Getting the wings and stabilizer together and in place was not that hard but they need some tape to keep them in place while the cement set. This is a large kit and to apply enough cement without over doing it is not easy. I had to fix several joints while working on the kit later on.
Now the next challenge turned out to be to paint. There are no reliable record of exactly what colours the Hawaii depot used when they improvised a camouflage on the B-17's after the start of the war. Nor were the camouflage pattern exactly the same on two individuals. The only reliable reference material I could find was John Ford's documentary film from the Battle Of Midway. Well I did the best I could. These are the colours I used (Vallejo's Model Air):
Luckily the decals provided with the conversion kit was perfect including the "U.S. Army" letters under the wings. Even the serial number on the tail fin was correct except for the last digit (or two digits on the decals). I cut up a '4' and converted into a '7'.

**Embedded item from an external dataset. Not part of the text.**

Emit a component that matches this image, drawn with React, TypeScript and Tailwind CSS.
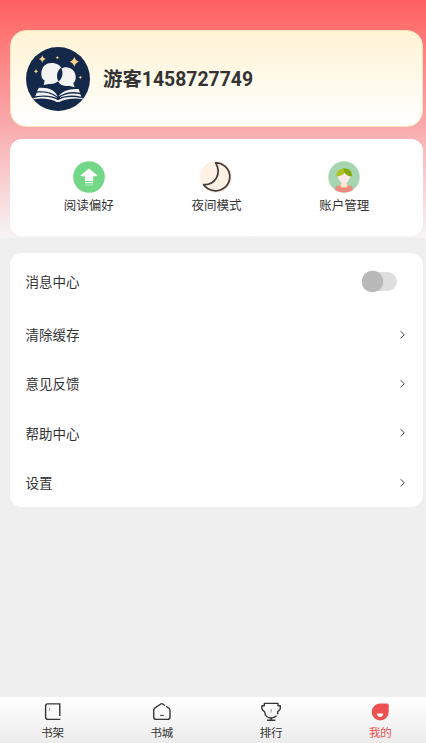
import { useState, type ReactNode } from 'react';
import { clsx } from 'clsx';

function AvatarLogo() {
  return (
    <svg viewBox="0 0 192 192" className="size-16 shrink-0">
      <circle cx="96" cy="96" r="96" fill="#142849" />
      {/* stars */}
      <g fill="#f6d48b">
        <path d="M49 24Q51 34 60 36Q51 38 49 48Q47 38 38 36Q47 34 49 24Z" />
        <path d="M145 29Q148 41 159 44Q148 47 145 59Q142 47 131 44Q142 41 145 29Z" />
        <path d="M30 66Q31 71 36 73Q31 75 30 80Q29 75 24 73Q29 71 30 66Z" />
        <path d="M163 86Q164 90 168 91Q164 92 163 97Q162 92 158 91Q162 90 163 86Z" />
        <path d="M94 27Q95 31 99 32Q95 33 94 37Q93 33 89 32Q93 31 94 27Z" />
      </g>
      {/* speech bubbles */}
      <path
        d="M76 48C93 48 104 56 107 65C122 54 148 65 149 88C150 98 147 104 142 109L146 121L128 116C114 119 101 114 96 103C91 108 81 112 69 111L53 114L56 101C48 96 45 87 46 77C48 58 60 48 76 48Z"
        fill="#f4f3f3"
      />
      <path d="M105 62C112 72 111 94 98 103C90 92 91 74 105 62Z" fill="#142849" />
      {/* open book */}
      <g fill="#f4f3f3">
        <path d="M38 123C66 120 87 130 95 149C78 136 58 131 33 133Z" />
        <path d="M32 137C58 134 80 140 94 153C76 145 54 143 28 148Z" />
        <path d="M98 148C106 134 128 124 158 126L162 137C136 131 114 137 98 148Z" />
        <path d="M99 153C114 141 138 136 163 142L166 149C140 143 118 145 99 153Z" />
        <path d="M23 153C54 146 80 149 96 160C112 149 138 147 170 154L171 157C144 152 118 156 100 165H92C76 156 50 151 22 157Z" />
      </g>
    </svg>
  );
}

function PreferenceIcon() {
  return (
    <svg viewBox="0 0 32 32" className="size-8">
      <circle cx="16" cy="16" r="15.8" fill="#73d788" />
      <path d="M16 7.5L24.3 14.2Q24.5 15.3 23.5 15.3H20.2V20H11.9V15.3H8.5Q7.4 15.3 7.8 14.2Z" fill="#fff" />
      <path d="M12 21.6H20.2" stroke="#eefaf0" strokeWidth="1.2" />
      <path d="M12 24H20.2" stroke="#b9ebc3" strokeWidth="1" />
    </svg>
  );
}

function NightIcon() {
  return (
    <svg viewBox="0 0 32 32" className="size-8">
      <circle cx="16" cy="16" r="15.4" fill="#fff2e5" stroke="#fce4d3" strokeWidth=".7" />
      <path
        d="M15.7 1.8C22 1.6 29.8 7 29.8 15.8C29.8 24 23 30 15.5 29.8C10 29.5 5 26.4 3.6 23.7C15 24.2 22 13 15.7 1.8Z"
        fill="none"
        stroke="#403c3b"
        strokeWidth="1.7"
        strokeLinejoin="round"
      />
    </svg>
  );
}

function AccountIcon() {
  return (
    <svg viewBox="0 0 32 32" className="size-8">
      <circle cx="16" cy="16" r="15.7" fill="#a6d5af" />
      <path d="M7 29Q7 24.5 12 24.2H20Q25 24.5 25 29Q16 34 7 29Z" fill="#ee8a7d" />
      <path d="M12 24L16 22.8L20 24L18.5 26.5H13.5Z" fill="#e9edb4" />
      <path d="M13.4 20H18.8V24L16 25.4L13.4 24Z" fill="#fbe3df" />
      <path d="M9.7 14C10 11 22 11 22.5 14Q23 17 21.5 17.5C20.5 20.5 18 22.5 16 22.5S11.5 20.5 10.5 17.5Q9.2 17 9.7 14Z" fill="#fce9e7" />
      <path d="M8.5 15.3C8 9.8 12 7.2 16.5 7.4C21.5 7.6 24.6 10.5 23.6 15.3C20 15.5 17.8 13.5 16.8 11.8C15 14 12 15.4 8.5 15.3Z" fill="#a9c227" />
      <path d="M15 7.5C21 6.7 24.6 10.5 23.6 15.3C20 15.5 17.8 13.5 16.8 11.8Z" fill="#82a80d" />
    </svg>
  );
}

function ShelfIcon() {
  return (
    <svg viewBox="0 0 20 20" className="size-5" fill="none" stroke="#343434" strokeWidth="1.4">
      <path d="M16.8 15V2.9H4.5Q2.6 2.9 2.6 4.8V16Q2.6 18.4 5 18.4H17.4" />
      <path d="M6.6 7V10" stroke="#999" strokeWidth="1" />
    </svg>
  );
}

function StoreIcon() {
  return (
    <svg viewBox="0 0 20 20" className="size-5" fill="none" stroke="#343434" strokeWidth="1.4" strokeLinejoin="round">
      <path d="M14.2 5.2L17 7.2Q18 8 18 9.3V16Q18 18.4 15.6 18.4H4.1Q1.7 18.4 1.7 16V9.3Q1.7 8 2.7 7.2L8.8 3Q9.8 2.3 10.8 3L13 4.5" />
      <path d="M8.2 14.4H11.8" strokeWidth="1" />
    </svg>
  );
}

function RankIcon() {
  return (
    <svg viewBox="0 0 20 20" className="size-5" fill="none" stroke="#343434" strokeWidth="1.4" strokeLinejoin="round">
      <path d="M15.6 14.8C14 16.2 12.5 17 10.3 17C6.5 17 3.8 14.5 3.7 11L1.4 8.7Q.9 8 .9 7V4.7H3.3V2.4H17V4.7H19.3V7Q19.3 8 18.7 8.7L16.7 10.7V13.2" />
      <path d="M10.2 17V19.3M6 19.3H14.4" />
      <path d="M10.2 8V11.6" stroke="#999" strokeWidth="1" />
    </svg>
  );
}

function MineIcon() {
  return (
    <svg viewBox="0 0 20 20" className="size-5">
      <path d="M10.2 2.6H17.1Q18.7 2.6 18.7 4.2V11A8.5 8.4 0 1 1 10.2 2.6Z" fill="#ed5051" />
      <path d="M6.8 12.6H13.4Q12.8 16 10.1 16T6.8 12.6Z" fill="#fff" />
    </svg>
  );
}

const actions: { label: string; icon: ReactNode }[] = [
  { label: '阅读偏好', icon: <PreferenceIcon /> },
  { label: '夜间模式', icon: <NightIcon /> },
  { label: '账户管理', icon: <AccountIcon /> },
];

const menuItems = ['清除缓存', '意见反馈', '帮助中心', '设置'];

const tabs: { label: string; icon: ReactNode }[] = [
  { label: '书架', icon: <ShelfIcon /> },
  { label: '书城', icon: <StoreIcon /> },
  { label: '排行', icon: <RankIcon /> },
  { label: '我的', icon: <MineIcon /> },
];

export default function App() {
  const [notify, setNotify] = useState(false);
  const [activeTab, setActiveTab] = useState('我的');

  return (
    <div className="flex h-[743px] w-[426px] flex-col overflow-hidden bg-[#efefef] font-[Roboto,'Noto_Sans_CJK_SC',sans-serif] text-[#333]">
      <header className="flex h-[238px] shrink-0 flex-col gap-[12px] bg-linear-to-b from-[#ff5f60] via-[#f8a6a8] to-[#f5f5f5] pt-[30px] pr-[3px] pl-[10px]">
        <section className="flex h-[97px] items-center gap-[13px] rounded-[16px] border border-[#fde4bd] bg-linear-to-b from-[#fff3d3] to-white pl-[15px]">
          <AvatarLogo />
          <h1 className="pt-[3px] text-[19.4px] leading-6 font-bold">游客1458727749</h1>
        </section>

        <section className="grid h-[97px] grid-cols-3 rounded-[12px] bg-white px-[15px] pt-[22px]">
          {actions.map((a) => (
            <button key={a.label} className="flex flex-col items-center gap-[4px]">
              {a.icon}
              <span className="text-[12.5px] leading-[18px]">{a.label}</span>
            </button>
          ))}
        </section>
      </header>

      <main className="flex-1 pt-[15px] pr-[3px] pl-[10px]">
        <div className="h-[254px] rounded-[12px] bg-white pr-[15px] pl-[15.5px] text-[13.5px]">
          <div className="flex h-[57px] items-center justify-between pr-[11px]">
            <span className="pt-px">消息中心</span>
            <button
              role="switch"
              aria-checked={notify}
              onClick={() => setNotify(!notify)}
              className={clsx('flex h-[19px] w-[35px] items-center rounded-full bg-[#dedede]', notify && 'justify-end')}
            >
              <span className="size-[21px] shrink-0 rounded-full bg-[#b9b9b9] shadow-[0_0_1px_#999]" />
            </button>
          </div>
          {menuItems.map((item) => (
            <div key={item} className="flex h-[49.4px] items-center justify-between">
              <span className="pt-px">{item}</span>
              <svg viewBox="0 0 10 10" className="size-[10px]" fill="none" stroke="#444" strokeWidth="1">
                <path d="M2.7 1.2L6.2 4.8L2.7 8.4" />
              </svg>
            </div>
          ))}
        </div>
      </main>

      {/* bottom tab bar */}
      <nav className="-ml-[2px] flex h-[46px] w-[437px] shrink-0 bg-linear-to-b from-white to-[#ececec]">
        {tabs.map((t) => (
          <button
            key={t.label}
            onClick={() => setActiveTab(t.label)}
            className={clsx('flex flex-1 flex-col items-center pt-[4px]', activeTab === t.label && 'text-[#ed5051]')}
          >
            {t.icon}
            <span className="mt-[4px] text-[11.5px] leading-[17px]">{t.label}</span>
          </button>
        ))}
      </nav>
    </div>
  );
}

Here's the next snag. As I always to I left out the undercarriage till after the paint job. The instructions tells us that the undercarriage should be fixed before you close the wings. But it looked like it would be possible to install them later. Well in theory yes. The angle to get the main carriage in turns out to be a tad steep. I managed to dislocate both plates within the motor gondolas to which the landing gear should be set in. Inside the closed motor gondola. I can tell you is was not an easy task to get them back in place.
The propellers on the 'E' had another shape than on the 'F'. Fortunately the 'F' propellers in the kit is larger at the base than the 'E' propellers should be. So its just a matter of re-sculpturing with a knife.
This is an old kit and it shows. Poor detailing on the inside and raised panel lines are tell tales. In general if you only look to the outside it an okay kit when done. Should be an easy build to the experienced modeller. Should I do it again I would buy a big load of after market detailing.
|2 (without the conversion)
|It looks mighty when done.
|Poor detailing on the inside. Old construction.
*) On a scale 1-5 where 1 is easy and 5 is really hard.